It has been an ambition of mine for longer than I can remember to combine my interest in archaeology and history with both science and perhaps some more esoteric methods, choosing a path that doesn’t always suit the established professional minds.
Digging deeper into the saga and early poems, for example.
There is a clear tendency to write off the concrete value in e.g. Bjowulf, the Hervarar Saga and Voluspa (The divination of the sorceress)
It is not a revolutionary new statement that the old sagas and poems just might contain a nucleus of real events. But the step seriously to analyse this fragile literature with the object of excavating a historic background has always been considered scientifically dubious. Writers and amateurs with little to lose have, therefore, led the way. But during the past 20 years archaeologists have increasingly been able to provide evidence from the iron age that turns the sagas and other iconography into descriptions that should not be ignored. People, who previously were laughed at, e.g. the Danish writer Peter Grove, have increasingly become rehabilitated. Their findings and the openness in what is termed “New Archaeology” has made our most ancient – and oral - literature a cultural reality and helped open the door to serious research in the hero-poetry.
Perhaps 95% of the writing passed down to us in the last 1000 years, e.g. Snorre Sturlasson’s Eddas, can be classified as pure literary entertainment; Jeffrey Archer a la 1200 CE; But if the remaining 5% can be used to unravel some of the enigmas of the past, the culture and the people and even give us an indication of our origins – wouldn’t that be a boon?
The Roman, Byzantine and Greek historians knew too little about, or were simply uninterested in, what was going on in Northern Europe. It was too far away.
However, hidden in their accounts we sometimes find a few pearls to which we have paid no attention, but which turn out to have great significance. One only needs to consider Jordanes’ totally bungled sentence about the Herules and the Danes. Five words that confused us forever. But if the Goths are our ancestors, then suddenly Theodoric, Didrik of Bern, Ermanrik and many others become hugely important to us. Comparing this information with poems and sagas may then help open our minds and provide a new understanding, however difficult it may be to digest. But it deserves an attempt!
Archaeology today has moved well beyond wellies, mud and digging up old bones. As a science it has moved forward leaps and bounds through incorporating a broad interdisciplinary scientific approach. The first embryonic steps in this direction were taken through pollen analysis, dendro-chronology and C14 dating. With thermo-luminescence, advanced chemical preservation and geophysical radar the scientific tools removed yet another set of barriers.

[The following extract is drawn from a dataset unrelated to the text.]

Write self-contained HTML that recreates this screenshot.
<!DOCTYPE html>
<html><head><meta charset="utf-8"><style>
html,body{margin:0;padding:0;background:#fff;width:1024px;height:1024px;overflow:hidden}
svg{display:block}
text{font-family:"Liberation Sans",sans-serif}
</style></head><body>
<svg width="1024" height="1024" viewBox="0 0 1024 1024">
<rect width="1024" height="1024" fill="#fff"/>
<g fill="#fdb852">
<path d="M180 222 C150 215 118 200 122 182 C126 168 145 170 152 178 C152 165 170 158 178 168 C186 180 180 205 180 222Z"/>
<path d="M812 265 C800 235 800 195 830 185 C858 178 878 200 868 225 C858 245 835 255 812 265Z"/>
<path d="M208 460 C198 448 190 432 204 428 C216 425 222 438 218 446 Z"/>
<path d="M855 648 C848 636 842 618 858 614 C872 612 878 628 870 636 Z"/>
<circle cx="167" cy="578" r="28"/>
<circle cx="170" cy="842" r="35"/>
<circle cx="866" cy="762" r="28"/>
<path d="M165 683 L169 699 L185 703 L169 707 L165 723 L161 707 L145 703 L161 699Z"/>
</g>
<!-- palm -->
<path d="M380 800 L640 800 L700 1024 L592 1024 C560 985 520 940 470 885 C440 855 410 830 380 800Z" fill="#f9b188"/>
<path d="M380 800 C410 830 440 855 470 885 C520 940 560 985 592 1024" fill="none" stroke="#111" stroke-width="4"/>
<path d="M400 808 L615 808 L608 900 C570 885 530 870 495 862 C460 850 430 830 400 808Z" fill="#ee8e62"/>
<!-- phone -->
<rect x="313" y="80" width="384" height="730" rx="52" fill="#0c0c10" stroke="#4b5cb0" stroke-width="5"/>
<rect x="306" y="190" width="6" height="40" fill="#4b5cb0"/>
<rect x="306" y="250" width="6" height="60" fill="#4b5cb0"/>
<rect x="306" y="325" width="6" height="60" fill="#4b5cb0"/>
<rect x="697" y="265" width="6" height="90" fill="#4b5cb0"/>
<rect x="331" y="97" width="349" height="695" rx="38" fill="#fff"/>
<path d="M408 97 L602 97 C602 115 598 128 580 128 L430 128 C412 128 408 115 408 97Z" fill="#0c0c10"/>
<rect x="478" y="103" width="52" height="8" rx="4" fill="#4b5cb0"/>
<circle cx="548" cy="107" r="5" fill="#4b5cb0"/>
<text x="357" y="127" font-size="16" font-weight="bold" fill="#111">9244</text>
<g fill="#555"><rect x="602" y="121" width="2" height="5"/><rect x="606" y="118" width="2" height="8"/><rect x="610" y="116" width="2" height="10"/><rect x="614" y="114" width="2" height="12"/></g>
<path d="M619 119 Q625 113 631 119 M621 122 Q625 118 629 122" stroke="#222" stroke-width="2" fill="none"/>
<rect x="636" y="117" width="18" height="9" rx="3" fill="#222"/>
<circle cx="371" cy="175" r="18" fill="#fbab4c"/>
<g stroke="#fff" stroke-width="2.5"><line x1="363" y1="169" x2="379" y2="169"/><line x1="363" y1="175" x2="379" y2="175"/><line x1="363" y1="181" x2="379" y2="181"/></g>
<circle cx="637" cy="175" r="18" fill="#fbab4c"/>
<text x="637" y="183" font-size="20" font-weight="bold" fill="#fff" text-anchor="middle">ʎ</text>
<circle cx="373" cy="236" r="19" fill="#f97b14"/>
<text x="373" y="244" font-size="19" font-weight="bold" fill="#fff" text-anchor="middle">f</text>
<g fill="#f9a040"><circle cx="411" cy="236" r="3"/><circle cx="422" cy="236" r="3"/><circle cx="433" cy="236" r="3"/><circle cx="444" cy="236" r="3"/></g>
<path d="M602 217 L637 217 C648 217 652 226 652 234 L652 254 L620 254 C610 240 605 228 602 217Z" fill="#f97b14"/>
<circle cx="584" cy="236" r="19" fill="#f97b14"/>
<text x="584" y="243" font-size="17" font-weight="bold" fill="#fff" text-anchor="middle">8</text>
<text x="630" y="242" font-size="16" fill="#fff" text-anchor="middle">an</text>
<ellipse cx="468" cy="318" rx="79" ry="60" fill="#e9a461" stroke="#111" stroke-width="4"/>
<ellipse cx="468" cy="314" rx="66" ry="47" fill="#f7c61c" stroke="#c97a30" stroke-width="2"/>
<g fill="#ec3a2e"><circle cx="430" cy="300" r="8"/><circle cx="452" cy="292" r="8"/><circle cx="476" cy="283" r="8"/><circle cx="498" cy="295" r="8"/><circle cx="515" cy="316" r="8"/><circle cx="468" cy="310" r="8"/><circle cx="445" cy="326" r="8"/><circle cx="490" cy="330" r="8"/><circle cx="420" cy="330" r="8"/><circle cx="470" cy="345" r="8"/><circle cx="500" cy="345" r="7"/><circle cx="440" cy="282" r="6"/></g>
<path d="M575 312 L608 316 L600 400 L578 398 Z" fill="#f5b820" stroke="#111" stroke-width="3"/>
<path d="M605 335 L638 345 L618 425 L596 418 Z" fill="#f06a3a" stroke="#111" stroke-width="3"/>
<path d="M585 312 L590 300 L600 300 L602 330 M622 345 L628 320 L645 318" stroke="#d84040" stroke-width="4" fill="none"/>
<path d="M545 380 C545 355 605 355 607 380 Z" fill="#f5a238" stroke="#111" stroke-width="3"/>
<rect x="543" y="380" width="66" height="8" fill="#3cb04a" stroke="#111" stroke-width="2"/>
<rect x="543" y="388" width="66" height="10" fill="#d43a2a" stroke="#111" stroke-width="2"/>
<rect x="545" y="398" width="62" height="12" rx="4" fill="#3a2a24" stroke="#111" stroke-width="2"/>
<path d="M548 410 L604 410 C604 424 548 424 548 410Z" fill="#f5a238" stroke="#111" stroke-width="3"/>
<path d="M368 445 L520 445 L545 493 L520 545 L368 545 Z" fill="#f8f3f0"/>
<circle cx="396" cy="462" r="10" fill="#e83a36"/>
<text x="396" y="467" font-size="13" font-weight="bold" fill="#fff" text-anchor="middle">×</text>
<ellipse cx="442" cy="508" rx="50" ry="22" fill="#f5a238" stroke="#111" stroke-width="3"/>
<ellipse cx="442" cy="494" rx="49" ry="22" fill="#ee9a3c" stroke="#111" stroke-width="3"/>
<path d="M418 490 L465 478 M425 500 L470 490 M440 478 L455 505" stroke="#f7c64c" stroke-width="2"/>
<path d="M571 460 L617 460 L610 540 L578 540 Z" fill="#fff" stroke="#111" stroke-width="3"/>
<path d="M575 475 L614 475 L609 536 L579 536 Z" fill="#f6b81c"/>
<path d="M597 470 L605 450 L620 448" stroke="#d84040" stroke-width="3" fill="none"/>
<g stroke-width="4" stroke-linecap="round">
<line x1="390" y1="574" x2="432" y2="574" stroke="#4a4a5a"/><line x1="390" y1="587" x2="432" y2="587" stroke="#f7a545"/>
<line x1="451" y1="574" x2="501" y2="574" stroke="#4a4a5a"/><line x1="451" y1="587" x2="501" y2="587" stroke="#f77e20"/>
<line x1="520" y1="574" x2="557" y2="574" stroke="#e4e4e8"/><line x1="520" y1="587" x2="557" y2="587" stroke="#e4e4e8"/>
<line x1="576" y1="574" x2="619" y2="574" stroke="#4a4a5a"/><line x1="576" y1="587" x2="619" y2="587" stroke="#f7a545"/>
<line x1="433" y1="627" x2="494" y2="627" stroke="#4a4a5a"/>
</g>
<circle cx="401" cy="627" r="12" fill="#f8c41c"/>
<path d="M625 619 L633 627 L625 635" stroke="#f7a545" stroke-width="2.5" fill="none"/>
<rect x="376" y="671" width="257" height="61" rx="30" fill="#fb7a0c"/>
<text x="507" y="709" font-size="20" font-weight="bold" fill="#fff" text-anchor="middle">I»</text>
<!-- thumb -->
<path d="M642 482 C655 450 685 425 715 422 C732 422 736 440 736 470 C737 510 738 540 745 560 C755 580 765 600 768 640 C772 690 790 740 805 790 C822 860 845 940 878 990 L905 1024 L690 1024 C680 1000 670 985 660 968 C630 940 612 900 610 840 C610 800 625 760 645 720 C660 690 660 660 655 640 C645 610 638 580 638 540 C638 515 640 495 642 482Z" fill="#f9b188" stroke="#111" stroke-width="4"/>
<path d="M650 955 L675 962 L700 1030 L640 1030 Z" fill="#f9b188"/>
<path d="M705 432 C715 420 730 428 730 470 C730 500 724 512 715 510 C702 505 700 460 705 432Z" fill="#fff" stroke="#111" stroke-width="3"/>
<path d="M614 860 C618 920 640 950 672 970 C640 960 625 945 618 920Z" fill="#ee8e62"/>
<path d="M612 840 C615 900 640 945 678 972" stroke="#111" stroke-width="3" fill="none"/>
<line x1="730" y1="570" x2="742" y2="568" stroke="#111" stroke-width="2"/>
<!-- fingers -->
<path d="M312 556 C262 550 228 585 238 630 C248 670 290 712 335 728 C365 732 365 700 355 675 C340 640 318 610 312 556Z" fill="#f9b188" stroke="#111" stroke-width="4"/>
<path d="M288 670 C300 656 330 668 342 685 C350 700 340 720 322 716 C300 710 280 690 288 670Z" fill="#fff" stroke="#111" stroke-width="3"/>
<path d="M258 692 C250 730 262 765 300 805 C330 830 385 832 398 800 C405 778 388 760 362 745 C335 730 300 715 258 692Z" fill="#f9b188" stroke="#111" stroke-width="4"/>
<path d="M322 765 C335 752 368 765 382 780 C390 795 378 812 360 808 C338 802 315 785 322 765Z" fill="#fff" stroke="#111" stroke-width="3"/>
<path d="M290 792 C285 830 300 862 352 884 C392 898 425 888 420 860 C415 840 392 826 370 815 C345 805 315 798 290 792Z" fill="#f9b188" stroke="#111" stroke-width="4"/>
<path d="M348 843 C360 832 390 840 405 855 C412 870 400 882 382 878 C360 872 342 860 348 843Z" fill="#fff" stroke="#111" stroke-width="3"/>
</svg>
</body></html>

Today the interest has moved into border area studies on Climate, Biotopes and Culture and there is surely more to come.
Comparative studies between the content of sagas and poems and traditional archaeology is a relatively new science - part of the "New Archaeology". But once the professionals open their minds and lose the fear of ridicule, I am sure there is much success to excavate! The historic value of the sagas should not be written off a priori and relegated to the world of story-telling and poetry.
Unfortunately one only needs to surf the Internet to ascertain the wholesale leaning towards a safe narrow-mindedness, but I am sure this is about to change.
Admittedly, once we move into the world of poetry, the scientific ice becomes very thin. Normal verification methods do not always apply. It is incredible, however, how far we can penetrate the darkness through critically comparing sources, using a little common sense and adding otherwise acquired knowledge about cultural issues in the iron age. But with "New Archaeology" and finds from the last 20-30 years many of the more esoteric theories and possibilities have suddenly moved into the world of reality.
We know that we will never get to the bottom of all the enigmas. But even a little progress has value. And it’s exciting. Will we ever know if we really found Raedwald’s ship and burial mound at Sutton Hoo? Did he know Hengist and Horsa? Or were the Geats, the Getae, the Gautae and the Danes identical?
Frankly, I find it healthy if we only get half way – or even that far. There has to be something left for our curiosity leaving a reason for both carrot and whip.
In the course of the years to come I shall try to find – or perhaps rather choose? – my own holy grail: “Who were the Danes and where did they come from?”
What a task, but as a minimum I will add another column of light in my life’s memory!